=== DATASET EXTRACT ===
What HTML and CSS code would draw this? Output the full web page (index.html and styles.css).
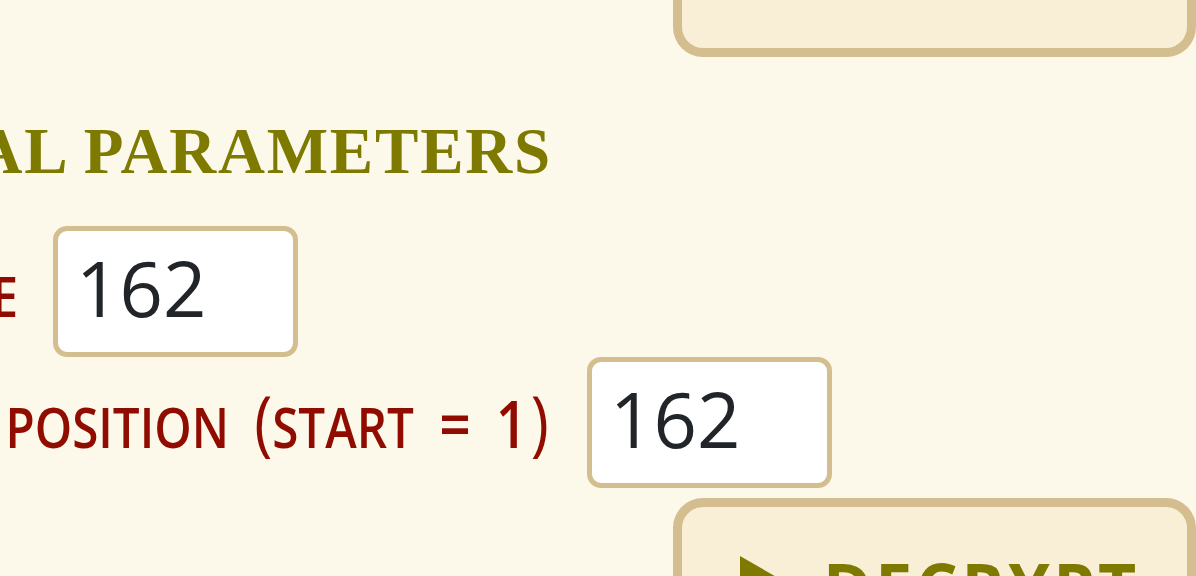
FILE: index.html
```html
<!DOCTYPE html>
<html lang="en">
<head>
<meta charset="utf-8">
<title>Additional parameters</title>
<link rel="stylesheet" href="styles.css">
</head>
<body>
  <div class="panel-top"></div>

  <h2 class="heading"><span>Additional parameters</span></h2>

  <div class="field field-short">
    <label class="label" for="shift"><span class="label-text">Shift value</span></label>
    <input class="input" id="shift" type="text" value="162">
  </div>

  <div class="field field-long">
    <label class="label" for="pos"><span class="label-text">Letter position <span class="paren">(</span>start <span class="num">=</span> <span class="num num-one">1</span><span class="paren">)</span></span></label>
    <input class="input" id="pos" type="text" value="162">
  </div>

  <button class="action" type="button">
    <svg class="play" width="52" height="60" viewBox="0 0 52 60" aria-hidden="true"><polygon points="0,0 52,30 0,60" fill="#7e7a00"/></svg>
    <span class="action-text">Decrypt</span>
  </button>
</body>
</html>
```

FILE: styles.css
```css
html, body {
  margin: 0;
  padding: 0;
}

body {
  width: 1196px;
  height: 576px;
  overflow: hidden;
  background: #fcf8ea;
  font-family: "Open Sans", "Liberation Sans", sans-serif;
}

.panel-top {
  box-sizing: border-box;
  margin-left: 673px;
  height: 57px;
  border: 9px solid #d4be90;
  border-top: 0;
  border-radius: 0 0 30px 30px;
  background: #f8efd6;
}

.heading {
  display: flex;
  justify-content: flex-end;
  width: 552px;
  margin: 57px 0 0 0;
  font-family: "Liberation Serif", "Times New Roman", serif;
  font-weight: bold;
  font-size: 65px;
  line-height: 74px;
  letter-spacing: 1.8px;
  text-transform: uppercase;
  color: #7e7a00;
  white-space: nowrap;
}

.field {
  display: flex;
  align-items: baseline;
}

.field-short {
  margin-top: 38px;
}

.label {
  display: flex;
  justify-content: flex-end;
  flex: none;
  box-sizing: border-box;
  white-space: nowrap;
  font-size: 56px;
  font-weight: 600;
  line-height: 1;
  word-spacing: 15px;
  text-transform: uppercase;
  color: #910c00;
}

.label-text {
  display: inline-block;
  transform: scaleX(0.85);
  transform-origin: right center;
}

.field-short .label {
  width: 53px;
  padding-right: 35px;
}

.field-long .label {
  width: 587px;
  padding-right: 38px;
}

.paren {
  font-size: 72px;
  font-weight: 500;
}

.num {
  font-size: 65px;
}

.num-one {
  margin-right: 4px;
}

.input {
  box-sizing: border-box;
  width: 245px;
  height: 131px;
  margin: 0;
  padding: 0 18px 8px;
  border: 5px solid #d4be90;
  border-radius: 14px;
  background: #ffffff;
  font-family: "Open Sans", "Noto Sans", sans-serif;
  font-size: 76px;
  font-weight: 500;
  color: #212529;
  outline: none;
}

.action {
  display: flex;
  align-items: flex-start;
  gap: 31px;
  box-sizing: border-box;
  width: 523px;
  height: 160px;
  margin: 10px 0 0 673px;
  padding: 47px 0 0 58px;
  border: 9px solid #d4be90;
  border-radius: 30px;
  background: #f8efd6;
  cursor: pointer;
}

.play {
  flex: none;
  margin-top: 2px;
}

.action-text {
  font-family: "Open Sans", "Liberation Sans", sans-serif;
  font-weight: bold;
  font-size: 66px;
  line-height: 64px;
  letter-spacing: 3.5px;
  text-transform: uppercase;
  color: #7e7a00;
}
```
===
§ REQUEST
Except for the pictures, give all the material above again verbatim.

§ RESPONSE TO THIS EXERCISE
What HTML and CSS code would draw this? Output the full web page (index.html and styles.css).
FILE: index.html
```html
<!DOCTYPE html>
<html lang="en">
<head>
<meta charset="utf-8">
<title>Additional parameters</title>
<link rel="stylesheet" href="styles.css">
</head>
<body>
  <div class="panel-top"></div>

  <h2 class="heading"><span>Additional parameters</span></h2>

  <div class="field field-short">
    <label class="label" for="shift"><span class="label-text">Shift value</span></label>
    <input class="input" id="shift" type="text" value="162">
  </div>

  <div class="field field-long">
    <label class="label" for="pos"><span class="label-text">Letter position <span class="paren">(</span>start <span class="num">=</span> <span class="num num-one">1</span><span class="paren">)</span></span></label>
    <input class="input" id="pos" type="text" value="162">
  </div>

  <button class="action" type="button">
    <svg class="play" width="52" height="60" viewBox="0 0 52 60" aria-hidden="true"><polygon points="0,0 52,30 0,60" fill="#7e7a00"/></svg>
    <span class="action-text">Decrypt</span>
  </button>
</body>
</html>
```

FILE: styles.css
```css
html, body {
  margin: 0;
  padding: 0;
}

body {
  width: 1196px;
  height: 576px;
  overflow: hidden;
  background: #fcf8ea;
  font-family: "Open Sans", "Liberation Sans", sans-serif;
}

.panel-top {
  box-sizing: border-box;
  margin-left: 673px;
  height: 57px;
  border: 9px solid #d4be90;
  border-top: 0;
  border-radius: 0 0 30px 30px;
  background: #f8efd6;
}

.heading {
  display: flex;
  justify-content: flex-end;
  width: 552px;
  margin: 57px 0 0 0;
  font-family: "Liberation Serif", "Times New Roman", serif;
  font-weight: bold;
  font-size: 65px;
  line-height: 74px;
  letter-spacing: 1.8px;
  text-transform: uppercase;
  color: #7e7a00;
  white-space: nowrap;
}

.field {
  display: flex;
  align-items: baseline;
}

.field-short {
  margin-top: 38px;
}

.label {
  display: flex;
  justify-content: flex-end;
  flex: none;
  box-sizing: border-box;
  white-space: nowrap;
  font-size: 56px;
  font-weight: 600;
  line-height: 1;
  word-spacing: 15px;
  text-transform: uppercase;
  color: #910c00;
}

.label-text {
  display: inline-block;
  transform: scaleX(0.85);
  transform-origin: right center;
}

.field-short .label {
  width: 53px;
  padding-right: 35px;
}

.field-long .label {
  width: 587px;
  padding-right: 38px;
}

.paren {
  font-size: 72px;
  font-weight: 500;
}

.num {
  font-size: 65px;
}

.num-one {
  margin-right: 4px;
}

.input {
  box-sizing: border-box;
  width: 245px;
  height: 131px;
  margin: 0;
  padding: 0 18px 8px;
  border: 5px solid #d4be90;
  border-radius: 14px;
  background: #ffffff;
  font-family: "Open Sans", "Noto Sans", sans-serif;
  font-size: 76px;
  font-weight: 500;
  color: #212529;
  outline: none;
}

.action {
  display: flex;
  align-items: flex-start;
  gap: 31px;
  box-sizing: border-box;
  width: 523px;
  height: 160px;
  margin: 10px 0 0 673px;
  padding: 47px 0 0 58px;
  border: 9px solid #d4be90;
  border-radius: 30px;
  background: #f8efd6;
  cursor: pointer;
}

.play {
  flex: none;
  margin-top: 2px;
}

.action-text {
  font-family: "Open Sans", "Liberation Sans", sans-serif;
  font-weight: bold;
  font-size: 66px;
  line-height: 64px;
  letter-spacing: 3.5px;
  text-transform: uppercase;
  color: #7e7a00;
}
```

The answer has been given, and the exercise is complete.